[start of Data for processing]

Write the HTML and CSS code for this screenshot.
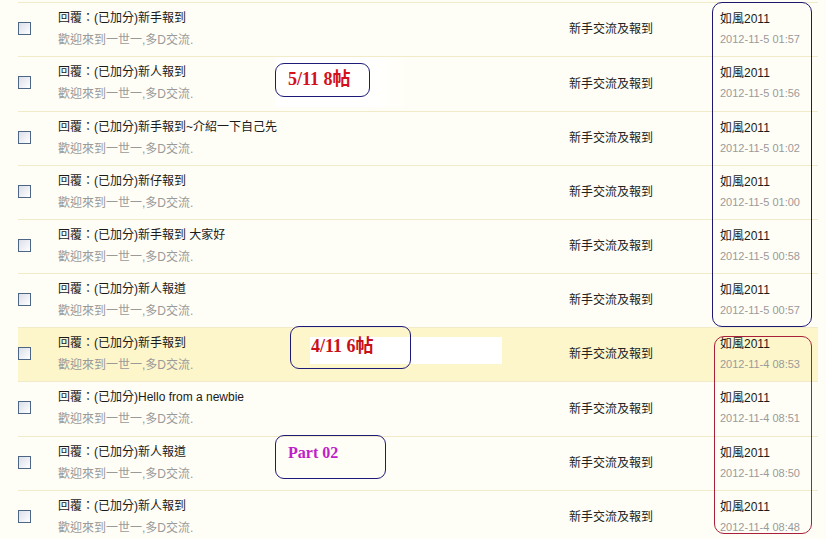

[end of Data for processing]
[start of Data for processing]

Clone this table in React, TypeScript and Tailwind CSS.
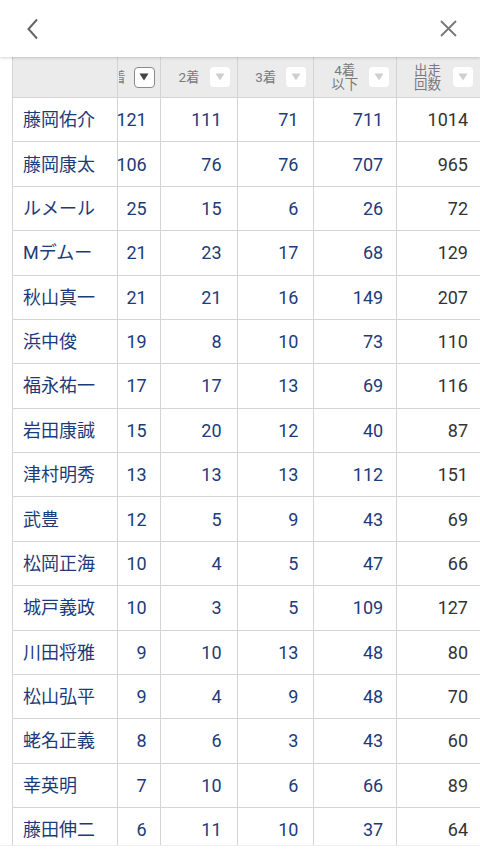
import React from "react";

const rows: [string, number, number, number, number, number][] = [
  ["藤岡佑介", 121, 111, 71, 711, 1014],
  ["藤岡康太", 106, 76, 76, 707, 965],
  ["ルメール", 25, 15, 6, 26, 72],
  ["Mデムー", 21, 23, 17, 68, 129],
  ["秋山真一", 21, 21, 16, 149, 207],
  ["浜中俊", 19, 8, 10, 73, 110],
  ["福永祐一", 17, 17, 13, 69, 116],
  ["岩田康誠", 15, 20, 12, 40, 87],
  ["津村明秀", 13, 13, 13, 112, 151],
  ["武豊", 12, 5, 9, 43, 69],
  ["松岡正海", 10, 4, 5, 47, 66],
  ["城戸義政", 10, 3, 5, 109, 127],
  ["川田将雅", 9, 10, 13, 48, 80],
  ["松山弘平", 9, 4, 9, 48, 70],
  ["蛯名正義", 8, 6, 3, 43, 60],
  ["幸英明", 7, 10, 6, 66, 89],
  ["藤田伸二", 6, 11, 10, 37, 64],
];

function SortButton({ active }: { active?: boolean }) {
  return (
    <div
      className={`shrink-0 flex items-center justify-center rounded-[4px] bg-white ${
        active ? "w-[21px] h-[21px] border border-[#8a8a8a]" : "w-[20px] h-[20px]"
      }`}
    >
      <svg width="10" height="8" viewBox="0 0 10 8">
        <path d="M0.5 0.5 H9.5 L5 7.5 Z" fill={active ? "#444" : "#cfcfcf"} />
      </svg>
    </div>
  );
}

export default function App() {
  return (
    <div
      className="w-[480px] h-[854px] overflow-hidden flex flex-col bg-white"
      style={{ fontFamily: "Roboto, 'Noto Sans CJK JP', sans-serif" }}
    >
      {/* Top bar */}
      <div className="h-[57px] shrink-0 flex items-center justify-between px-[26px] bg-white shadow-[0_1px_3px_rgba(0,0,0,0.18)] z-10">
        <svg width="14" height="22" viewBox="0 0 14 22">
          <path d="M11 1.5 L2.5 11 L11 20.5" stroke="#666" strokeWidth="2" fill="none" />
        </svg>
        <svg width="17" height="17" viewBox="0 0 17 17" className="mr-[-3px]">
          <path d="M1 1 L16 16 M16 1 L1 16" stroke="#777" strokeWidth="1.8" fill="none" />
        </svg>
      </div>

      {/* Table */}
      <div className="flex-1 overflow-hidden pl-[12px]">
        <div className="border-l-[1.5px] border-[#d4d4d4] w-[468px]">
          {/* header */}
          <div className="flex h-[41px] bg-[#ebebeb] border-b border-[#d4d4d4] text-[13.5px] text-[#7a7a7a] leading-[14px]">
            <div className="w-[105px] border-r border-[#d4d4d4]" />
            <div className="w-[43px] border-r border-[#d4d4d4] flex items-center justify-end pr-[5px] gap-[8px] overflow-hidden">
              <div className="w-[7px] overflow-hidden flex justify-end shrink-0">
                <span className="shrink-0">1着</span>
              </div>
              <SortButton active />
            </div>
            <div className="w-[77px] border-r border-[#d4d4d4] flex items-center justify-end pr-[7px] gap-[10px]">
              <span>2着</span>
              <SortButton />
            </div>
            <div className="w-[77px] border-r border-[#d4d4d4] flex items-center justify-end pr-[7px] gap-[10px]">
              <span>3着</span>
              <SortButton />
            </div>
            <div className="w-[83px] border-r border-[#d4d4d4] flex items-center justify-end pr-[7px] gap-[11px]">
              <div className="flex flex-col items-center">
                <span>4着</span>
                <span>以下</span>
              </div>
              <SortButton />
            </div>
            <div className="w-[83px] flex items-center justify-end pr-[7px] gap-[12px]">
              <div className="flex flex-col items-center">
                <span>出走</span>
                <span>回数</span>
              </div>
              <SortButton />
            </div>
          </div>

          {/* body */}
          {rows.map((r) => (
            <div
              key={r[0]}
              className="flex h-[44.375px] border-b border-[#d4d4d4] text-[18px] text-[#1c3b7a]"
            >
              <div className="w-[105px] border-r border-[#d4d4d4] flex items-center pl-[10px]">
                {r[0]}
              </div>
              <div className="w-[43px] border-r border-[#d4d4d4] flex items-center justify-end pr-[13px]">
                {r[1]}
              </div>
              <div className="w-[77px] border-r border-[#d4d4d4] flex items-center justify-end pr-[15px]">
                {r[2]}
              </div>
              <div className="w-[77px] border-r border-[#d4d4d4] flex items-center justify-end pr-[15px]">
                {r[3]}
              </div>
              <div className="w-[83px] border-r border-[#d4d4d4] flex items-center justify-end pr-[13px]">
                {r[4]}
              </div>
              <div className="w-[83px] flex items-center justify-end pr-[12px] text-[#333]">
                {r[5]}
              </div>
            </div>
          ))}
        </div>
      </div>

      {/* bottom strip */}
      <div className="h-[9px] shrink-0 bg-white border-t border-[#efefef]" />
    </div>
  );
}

[end of Data for processing]

# Problem requirements:
Take the lines above starting at the one containing "Clone this table" and ending at the one containing "import React from", and print them again exactly, without pictures.

# Written response:
Clone this table in React, TypeScript and Tailwind CSS.
import React from "react";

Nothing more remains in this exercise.